A problem is here the unique determination of the cell frame on the basis of an estimated shape function (additionally the determination of pin is problematic). If later realizations cannot fulfil the frame restrictions the chip assembly phase has to compensate by means of cell enlargement, normally resulting in dead area. Without going into detail concerning possible kinds of errors it can be said that extensive tests have shown the impossibility of area estimation with a deviation of less than 10 - 15%. In the worst-case it can be even greater. In most cases this is inacceptable. One possibility to react upon deviations in top-down chip planning is to return to the shape function estimation phase and to change estimation parameters to gain shape functions of better quality. This would be a design iteration step which should have been avoided. A second possibility is to use realizations (layouts) of critical cells (using macros or multi-macros instead of flexible cells). The giving up of flexibility leads to loss of design quality, too.
A solution is the try to balance the deviations across several hierarchy levels in several phases. This approach is pursued in the Three-Phase chip planning method as described in the following.
So, it is useful after computing a floorplan of the CUD to perform an adjustment planning step for the supercell before continuing the top-down planning process at the subcell level. The deviations at the current level can be compensated at the supercell level (cf. fig. 4.1.1).

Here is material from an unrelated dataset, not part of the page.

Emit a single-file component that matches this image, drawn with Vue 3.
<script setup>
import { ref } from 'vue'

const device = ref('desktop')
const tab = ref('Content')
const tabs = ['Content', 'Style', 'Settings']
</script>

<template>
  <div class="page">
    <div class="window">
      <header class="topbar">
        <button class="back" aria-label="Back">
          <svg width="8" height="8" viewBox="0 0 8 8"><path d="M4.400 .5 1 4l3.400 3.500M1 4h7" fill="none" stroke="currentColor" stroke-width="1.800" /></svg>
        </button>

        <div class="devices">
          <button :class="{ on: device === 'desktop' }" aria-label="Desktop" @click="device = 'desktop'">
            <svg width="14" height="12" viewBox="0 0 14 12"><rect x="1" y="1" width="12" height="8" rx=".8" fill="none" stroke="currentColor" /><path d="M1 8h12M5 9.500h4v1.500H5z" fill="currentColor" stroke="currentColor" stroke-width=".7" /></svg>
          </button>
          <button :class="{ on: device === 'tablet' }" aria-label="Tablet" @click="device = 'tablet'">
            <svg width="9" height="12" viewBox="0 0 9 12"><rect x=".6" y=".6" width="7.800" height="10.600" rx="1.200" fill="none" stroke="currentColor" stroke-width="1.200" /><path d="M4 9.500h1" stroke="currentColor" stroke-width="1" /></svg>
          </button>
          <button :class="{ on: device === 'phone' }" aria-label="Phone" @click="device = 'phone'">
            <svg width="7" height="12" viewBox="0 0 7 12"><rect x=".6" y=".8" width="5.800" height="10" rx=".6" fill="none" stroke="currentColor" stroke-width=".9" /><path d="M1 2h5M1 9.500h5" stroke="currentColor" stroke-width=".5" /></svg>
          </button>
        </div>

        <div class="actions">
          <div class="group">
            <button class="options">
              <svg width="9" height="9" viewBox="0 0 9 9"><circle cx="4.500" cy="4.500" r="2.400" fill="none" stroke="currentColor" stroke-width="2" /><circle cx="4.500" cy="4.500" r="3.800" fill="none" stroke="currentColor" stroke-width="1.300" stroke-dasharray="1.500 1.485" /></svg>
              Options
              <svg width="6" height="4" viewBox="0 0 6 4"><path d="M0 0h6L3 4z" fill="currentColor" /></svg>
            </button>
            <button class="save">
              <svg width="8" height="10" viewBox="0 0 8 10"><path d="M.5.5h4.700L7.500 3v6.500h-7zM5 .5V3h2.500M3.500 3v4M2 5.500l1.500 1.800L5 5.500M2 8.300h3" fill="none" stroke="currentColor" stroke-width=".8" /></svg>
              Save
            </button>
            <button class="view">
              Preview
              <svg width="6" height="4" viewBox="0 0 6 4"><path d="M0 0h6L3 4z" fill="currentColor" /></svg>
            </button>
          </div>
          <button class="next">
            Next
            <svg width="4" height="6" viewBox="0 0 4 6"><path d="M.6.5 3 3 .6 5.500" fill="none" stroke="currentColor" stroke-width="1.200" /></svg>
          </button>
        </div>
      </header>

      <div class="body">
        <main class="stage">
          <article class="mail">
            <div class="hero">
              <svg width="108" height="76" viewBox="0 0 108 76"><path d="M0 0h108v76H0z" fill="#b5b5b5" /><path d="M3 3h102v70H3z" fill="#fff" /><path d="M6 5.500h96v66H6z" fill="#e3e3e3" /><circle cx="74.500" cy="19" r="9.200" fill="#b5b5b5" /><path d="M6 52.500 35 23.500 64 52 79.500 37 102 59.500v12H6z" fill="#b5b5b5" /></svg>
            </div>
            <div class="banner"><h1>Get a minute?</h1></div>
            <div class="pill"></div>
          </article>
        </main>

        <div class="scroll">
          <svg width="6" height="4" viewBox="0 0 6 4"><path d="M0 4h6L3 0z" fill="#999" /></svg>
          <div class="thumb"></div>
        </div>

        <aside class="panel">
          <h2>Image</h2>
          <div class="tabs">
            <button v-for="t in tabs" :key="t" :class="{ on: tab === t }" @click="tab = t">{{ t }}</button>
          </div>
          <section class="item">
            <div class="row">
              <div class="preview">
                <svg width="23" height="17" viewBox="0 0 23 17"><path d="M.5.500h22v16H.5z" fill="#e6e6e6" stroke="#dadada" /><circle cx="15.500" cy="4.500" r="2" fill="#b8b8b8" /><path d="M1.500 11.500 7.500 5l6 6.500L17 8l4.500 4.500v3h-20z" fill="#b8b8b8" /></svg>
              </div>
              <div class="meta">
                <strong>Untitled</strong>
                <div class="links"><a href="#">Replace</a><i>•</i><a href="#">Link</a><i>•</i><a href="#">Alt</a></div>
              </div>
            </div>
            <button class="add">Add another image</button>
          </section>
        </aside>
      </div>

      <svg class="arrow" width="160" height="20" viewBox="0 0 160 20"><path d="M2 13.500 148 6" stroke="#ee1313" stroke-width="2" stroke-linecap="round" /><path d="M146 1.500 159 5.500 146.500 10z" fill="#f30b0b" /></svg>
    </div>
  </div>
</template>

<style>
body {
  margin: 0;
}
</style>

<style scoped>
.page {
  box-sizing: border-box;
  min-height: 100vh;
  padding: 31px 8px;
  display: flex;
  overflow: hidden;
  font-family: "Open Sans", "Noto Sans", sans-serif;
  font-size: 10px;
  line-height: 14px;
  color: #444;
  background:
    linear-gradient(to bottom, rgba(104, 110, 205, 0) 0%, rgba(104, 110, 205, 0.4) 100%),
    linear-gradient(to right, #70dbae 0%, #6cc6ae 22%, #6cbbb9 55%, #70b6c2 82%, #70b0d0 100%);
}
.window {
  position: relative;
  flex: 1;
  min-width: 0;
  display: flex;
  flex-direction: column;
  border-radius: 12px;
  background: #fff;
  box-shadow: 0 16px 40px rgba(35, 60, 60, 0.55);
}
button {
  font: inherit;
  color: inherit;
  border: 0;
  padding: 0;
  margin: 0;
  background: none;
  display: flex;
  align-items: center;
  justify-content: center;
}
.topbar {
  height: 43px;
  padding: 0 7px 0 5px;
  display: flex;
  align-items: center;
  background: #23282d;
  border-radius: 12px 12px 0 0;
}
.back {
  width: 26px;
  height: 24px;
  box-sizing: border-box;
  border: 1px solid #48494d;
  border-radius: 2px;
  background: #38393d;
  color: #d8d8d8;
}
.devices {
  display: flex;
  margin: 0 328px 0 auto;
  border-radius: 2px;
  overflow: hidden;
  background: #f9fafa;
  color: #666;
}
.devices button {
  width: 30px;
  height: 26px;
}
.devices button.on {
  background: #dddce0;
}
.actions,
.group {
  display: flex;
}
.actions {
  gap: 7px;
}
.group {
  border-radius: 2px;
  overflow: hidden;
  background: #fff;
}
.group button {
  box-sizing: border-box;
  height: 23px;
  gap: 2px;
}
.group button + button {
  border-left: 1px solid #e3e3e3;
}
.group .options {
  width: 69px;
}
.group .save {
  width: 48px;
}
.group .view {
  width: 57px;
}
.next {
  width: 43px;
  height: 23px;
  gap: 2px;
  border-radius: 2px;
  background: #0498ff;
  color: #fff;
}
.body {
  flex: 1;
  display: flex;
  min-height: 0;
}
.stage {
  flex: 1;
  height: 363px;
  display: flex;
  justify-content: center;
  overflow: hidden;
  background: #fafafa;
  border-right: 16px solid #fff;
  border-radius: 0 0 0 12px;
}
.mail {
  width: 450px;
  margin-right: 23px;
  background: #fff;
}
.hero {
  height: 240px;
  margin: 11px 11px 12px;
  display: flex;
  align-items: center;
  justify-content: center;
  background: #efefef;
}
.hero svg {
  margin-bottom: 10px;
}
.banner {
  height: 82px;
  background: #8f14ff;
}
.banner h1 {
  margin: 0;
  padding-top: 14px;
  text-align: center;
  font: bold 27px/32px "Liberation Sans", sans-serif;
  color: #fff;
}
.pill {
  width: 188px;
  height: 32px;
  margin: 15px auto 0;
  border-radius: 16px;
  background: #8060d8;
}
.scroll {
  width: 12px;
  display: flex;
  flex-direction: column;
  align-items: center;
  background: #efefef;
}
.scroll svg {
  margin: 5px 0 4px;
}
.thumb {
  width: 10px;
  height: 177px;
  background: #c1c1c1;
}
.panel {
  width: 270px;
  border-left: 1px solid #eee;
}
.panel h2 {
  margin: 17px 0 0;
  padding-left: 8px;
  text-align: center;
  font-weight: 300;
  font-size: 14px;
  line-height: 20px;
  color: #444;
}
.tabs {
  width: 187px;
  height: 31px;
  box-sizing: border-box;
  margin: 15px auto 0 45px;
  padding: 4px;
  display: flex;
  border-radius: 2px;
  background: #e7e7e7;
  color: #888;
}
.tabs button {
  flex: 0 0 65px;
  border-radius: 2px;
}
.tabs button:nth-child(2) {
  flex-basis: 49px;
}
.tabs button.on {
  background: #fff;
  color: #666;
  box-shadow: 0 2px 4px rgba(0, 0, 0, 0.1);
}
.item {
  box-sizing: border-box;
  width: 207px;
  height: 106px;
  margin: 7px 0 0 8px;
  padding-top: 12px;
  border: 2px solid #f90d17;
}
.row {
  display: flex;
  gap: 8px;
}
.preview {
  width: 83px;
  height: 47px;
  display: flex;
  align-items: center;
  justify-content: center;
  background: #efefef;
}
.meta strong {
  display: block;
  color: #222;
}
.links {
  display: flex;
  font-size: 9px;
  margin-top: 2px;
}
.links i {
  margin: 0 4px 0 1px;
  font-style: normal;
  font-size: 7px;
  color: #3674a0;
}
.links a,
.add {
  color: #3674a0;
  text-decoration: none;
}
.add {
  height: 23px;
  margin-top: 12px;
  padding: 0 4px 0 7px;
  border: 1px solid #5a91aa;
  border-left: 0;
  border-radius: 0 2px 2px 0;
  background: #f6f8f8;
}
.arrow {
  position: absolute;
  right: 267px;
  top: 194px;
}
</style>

Fig. 4.1.1: Adjustment Process
There are three steps in the Three-Phase planning which we denote by greek letters ALPHA, BETA, and GAMMA. After planning the subcells at level i+1 (phase ALPHA), we perform an adjustment step at level i (phase GAMMA) before continuing the top-down planning of all subcells at level i+1 (phase BETA). Of course, the cell at level i itself is part of an adjustment process for its supercell on the level i-1. Thus, the three fundamental planning phases ALPHA, BETA, and GAMMA are performed with each cell except for those on top and bottom level. This gave the method its name.

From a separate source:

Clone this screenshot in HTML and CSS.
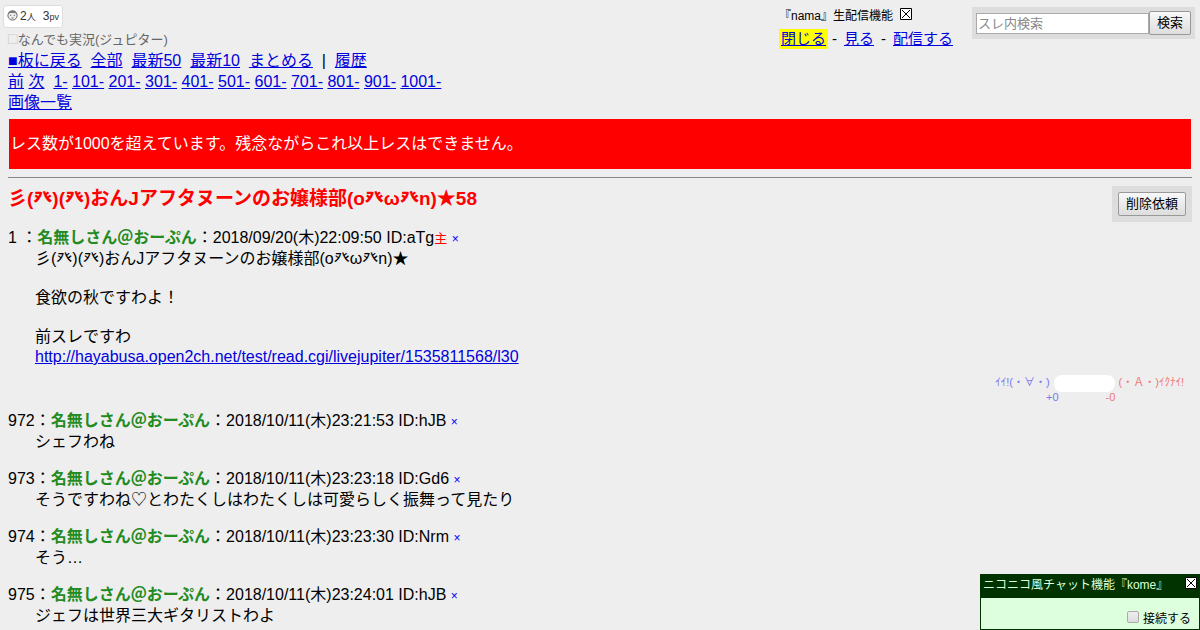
FILE: index.html
```html
<!DOCTYPE html>
<html lang="ja">
<head>
<meta charset="utf-8">
<title>彡(癶)(癶)おんJアフタヌーンのお嬢様部(o癶ω癶n)★58</title>
<link rel="stylesheet" href="styles.css">
</head>
<body>
<header class="top">
  <div class="top-main">
    <div class="counter">
      <svg class="face" viewBox="0 0 11 11" aria-hidden="true"><circle cx="5.5" cy="5.5" r="4.6" fill="#eee" stroke="#666"/><path d="M1 4.5C1 2 3 .6 5.5 .6S10 2 10 4.5L8 3H3z" fill="#777"/><path d="M3 5.3h1.2M6.8 5.3H8M4.5 8h2" stroke="#666" fill="none"/></svg>
      <span>2<small>人</small></span>
      <span class="views">3<small>pv</small></span>
    </div>
    <div class="board"><span class="board-mark">□</span>なんでも実況(ジュピター)</div>
    <nav class="nav">
      <div class="nav-row"><a href="#">■板に戻る</a>&nbsp; <a href="#">全部</a>&nbsp; <a href="#">最新50</a>&nbsp; <a href="#">最新10</a>&nbsp; <a href="#">まとめる</a>&nbsp; |&nbsp; <a href="#">履歴</a></div>
      <div class="nav-row"><a href="#">前</a> <a href="#">次</a>&nbsp; <a href="#">1-</a> <a href="#">101-</a> <a href="#">201-</a> <a href="#">301-</a> <a href="#">401-</a> <a href="#">501-</a> <a href="#">601-</a> <a href="#">701-</a> <a href="#">801-</a> <a href="#">901-</a> <a href="#">1001-</a></div>
      <div class="nav-row"><a href="#">画像一覧</a></div>
    </nav>
  </div>
  <section class="nama">
    <div class="nama-title">『nama』生配信機能
      <button class="close" type="button" aria-label="閉じる"><svg viewBox="0 0 12 12"><path d="M.5.5h11v11H.5z" fill="#fff" stroke="#000"/><path d="M2 2l8 8M10 2l-8 8" stroke="#000"/></svg></button>
    </div>
    <div class="nama-links"><a class="active" href="#">閉じる</a><span>-</span><a href="#">見る</a><span>-</span><a href="#">配信する</a></div>
  </section>
  <form class="search">
    <input class="search-input" type="text" placeholder="スレ内検索" aria-label="スレ内検索">
    <button class="btn search-btn" type="button">検索</button>
  </form>
</header>

<div class="banner">レス数が1000を超えています。残念ながらこれ以上レスはできません。</div>
<hr class="rule">

<main>
  <div class="title-row">
    <h1 class="title">彡(癶)(癶)おんJアフタヌーンのお嬢様部(o癶ω癶n)★58</h1>
    <div class="delete-box"><button class="btn" type="button">削除依頼</button></div>
  </div>

  <article class="post">
    <div class="post-head">1 ：<b class="name">名無しさん＠おーぷん</b>：2018/09/20(木)22:09:50 ID:aTg<span class="owner">主</span> <a class="ng" href="#">×</a></div>
    <div class="post-body first">
      <p>彡(癶)(癶)おんJアフタヌーンのお嬢様部(o癶ω癶n)★</p>
      <p>食欲の秋ですわよ！</p>
      <p>前スレですわ<br><a href="#">http://hayabusa.open2ch.net/test/read.cgi/livejupiter/1535811568/l30</a></p>
    </div>
    <div class="rating">
      <div class="good">ｲｲ!(・∀・)<div class="score">+0</div></div>
      <div class="gauge"></div>
      <div class="bad">(・Ａ・)ｲｸﾅｲ!<div class="score">-0</div></div>
    </div>
  </article>

  <article class="post">
    <div class="post-head">972：<b class="name">名無しさん＠おーぷん</b>：2018/10/11(木)23:21:53 ID:hJB <a class="ng" href="#">×</a></div>
    <div class="post-body">シェフわね</div>
  </article>
  <article class="post">
    <div class="post-head">973：<b class="name">名無しさん＠おーぷん</b>：2018/10/11(木)23:23:18 ID:Gd6 <a class="ng" href="#">×</a></div>
    <div class="post-body">そうですわね♡とわたくしはわたくしは可愛らしく振舞って見たり</div>
  </article>
  <article class="post">
    <div class="post-head">974：<b class="name">名無しさん＠おーぷん</b>：2018/10/11(木)23:23:30 ID:Nrm <a class="ng" href="#">×</a></div>
    <div class="post-body">そう…</div>
  </article>
  <article class="post">
    <div class="post-head">975：<b class="name">名無しさん＠おーぷん</b>：2018/10/11(木)23:24:01 ID:hJB <a class="ng" href="#">×</a></div>
    <div class="post-body">ジェフは世界三大ギタリストわよ</div>
  </article>
</main>

<aside class="chat">
  <div class="chat-title"><span>ニコニコ風チャット機能『kome』</span>
    <button class="close" type="button" aria-label="閉じる"><svg viewBox="0 0 12 12"><path d="M.5.5h11v11H.5z" fill="#fff" stroke="#000"/><path d="M2 2l8 8M10 2l-8 8" stroke="#000"/></svg></button>
  </div>
  <div class="chat-body"><input class="check" type="checkbox" id="connect"><label for="connect">接続する</label></div>
</aside>
</body>
</html>
```
FILE: styles.css
```css
* { box-sizing: border-box; }
html { overflow: hidden; }
body {
  margin: 0;
  padding: 0 8px;
  background: #eee;
  color: #000;
  font: 16px/21px "Liberation Sans", "Noto Sans CJK JP", sans-serif;
}
a { color: #0000dd; }
button, input { font-family: inherit; }

.top { display: flex; align-items: flex-start; margin-right: -3px; }
.top-main { flex: 1; padding-top: 5px; }
.counter {
  display: flex;
  align-items: center;
  width: max-content;
  height: 23px;
  margin-left: -5px;
  padding: 0 3px;
  background: #fff;
  border: 1px solid #ddd;
  border-radius: 3px;
  color: #333;
  font-size: 12px;
}
.counter small { font-size: 9px; }
.face { width: 11px; height: 11px; margin: 0 2px 2px 0; }
.views { margin-left: 7px; }
.board { margin-top: 2px; color: #666; font-size: 13px; line-height: 20px; }
.board-mark { color: #ccc; font-size: 16px; line-height: 0; }

.nama { width: 193px; padding-top: 6px; }
.nama-title { display: flex; align-items: center; gap: 7px; font-size: 12px; }
.close { width: 12px; height: 12px; padding: 0; border: 0; background: none; }
.close svg { display: block; width: 100%; height: 100%; }
.nama-title .close { margin-bottom: 6px; }
.nama-links { display: flex; gap: 7px; margin-top: 2px; font-size: 15px; line-height: 20px; }
.active { padding: 0 2px; background: #ff0; }
.nama-links .active { margin-right: -3px; }

.search {
  display: flex;
  align-items: center;
  width: 223px;
  height: 32px;
  margin-top: 7px;
  padding: 4px;
  background: #ddd;
}
.search-input {
  flex: 1;
  min-width: 0;
  height: 21px;
  padding: 0 1px;
  border: 1px solid #aaa;
  background: #fff;
  font-size: 13px;
}
.search-input::placeholder { color: #888; }
.btn {
  height: 24px;
  padding: 0 7px;
  border: 1px solid #999;
  border-radius: 2px;
  background: linear-gradient(#f8f8f8, #ddd);
  color: #000;
  font-size: 13px;
  line-height: 20px;
}

.banner { margin: 6px 1px 0; padding: 14px 1px 15px; background: #f00; color: #fff; }
.rule { margin: 8px 0 0; border: 0; border-top: 1px solid #888; }

.title-row { display: flex; justify-content: space-between; align-items: flex-start; height: 49px; padding-top: 8px; }
.title { margin: 0; color: #f00; font-size: 19px; line-height: 26px; }
.delete-box { padding: 6px; background: #ddd; line-height: 0; }

.post { margin-bottom: 16px; }
.name { color: #228b22; line-height: 1; }
.owner { color: #f00; font-size: 13px; line-height: 1; }
.ng { color: #00f; font-size: 12px; line-height: 1; text-decoration: none; }
.post-body { margin-left: 27px; }
.first { padding-top: 1px; line-height: 20px; }
.first p { margin: 0 0 19px; }
.first p:last-child { margin-bottom: 8px; }

.rating { display: flex; justify-content: flex-end; gap: 4px; margin: 0 8px -11px 0; font-size: 11px; line-height: 15px; }
.good { color: #77e; }
.good .score { margin-right: -9px; text-align: right; }
.bad { color: #e77; }
.bad .score { margin-left: -13px; }
.gauge { width: 61px; height: 17px; border-radius: 8px; background: #fff; }

.chat { position: fixed; right: 0; bottom: 0; width: 220px; border: 1px solid #030; background: #dfd; font-size: 12px; }
.chat-title { display: flex; justify-content: space-between; height: 23px; padding: 0 2px; background: #030; color: #dfd; }
.chat-title .close { margin-top: 2px; }
.chat-body { display: flex; align-items: center; justify-content: flex-end; gap: 4px; padding: 11px 8px 0 0; line-height: 20px; }
.check {
  appearance: none;
  width: 12px;
  height: 12px;
  margin: 0 0 5px;
  border: 1px solid #aaa;
  border-radius: 2px;
  background: linear-gradient(#eee, #ddd);
}
```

In phase ALPHA we compute an initial floorplan whose topology will be fixed for all future planning steps. Since the subcells are still flexible many floorplans with different shapes but the same topology are feasible. We generate a refined shape function that describes all possible shapes of the same topology. This refined shape functions are more precise than shape functions of flexible cells because they rely on a particular topology and a global routing (not only on a rough wiring area estimation). They are input to the supercell adjustment (phase GAMMA).
Phase BETA adjusts the geometry of phase ALPHA to a new input frame. This frame stems from phase GAMMA of the supercell. After this phase the phase ALPHA of the subcell level can start.
Phase GAMMA is used for an adjustment to more precise subcell informations which are given by refined shape functions and computes a new frame for each cell.
In fig. 4.1.2 the process of Three-Phase chip planning on several hierarchy levels is shown in an abstract notation. In fig. 4.1.3 you see the data flow during the three phases. Not drawn is a floorplan which is also passed from ALPHA to BETA and from BETA to GAMMA.
Although there are bottom-up movements, the general direction of the process is top-down.
Fig. 4.1.2: Process of Three-Phase Chip Planning
Fig. 4.1.3: Data Flow in the Three-Phase Chip Planning
In the meaning of stepwise refinement extensions of this method are possible, e. g. splitting of phase GAMMA into several adjustment phases or the inclusion of more levels. Thus the procedure becomes more and more complex and eventually you have to weigh up speed and quality of the design process. It must be considered further that increasing vertical and horizontal dependencies of the phases decrease the possibilities of parallelization.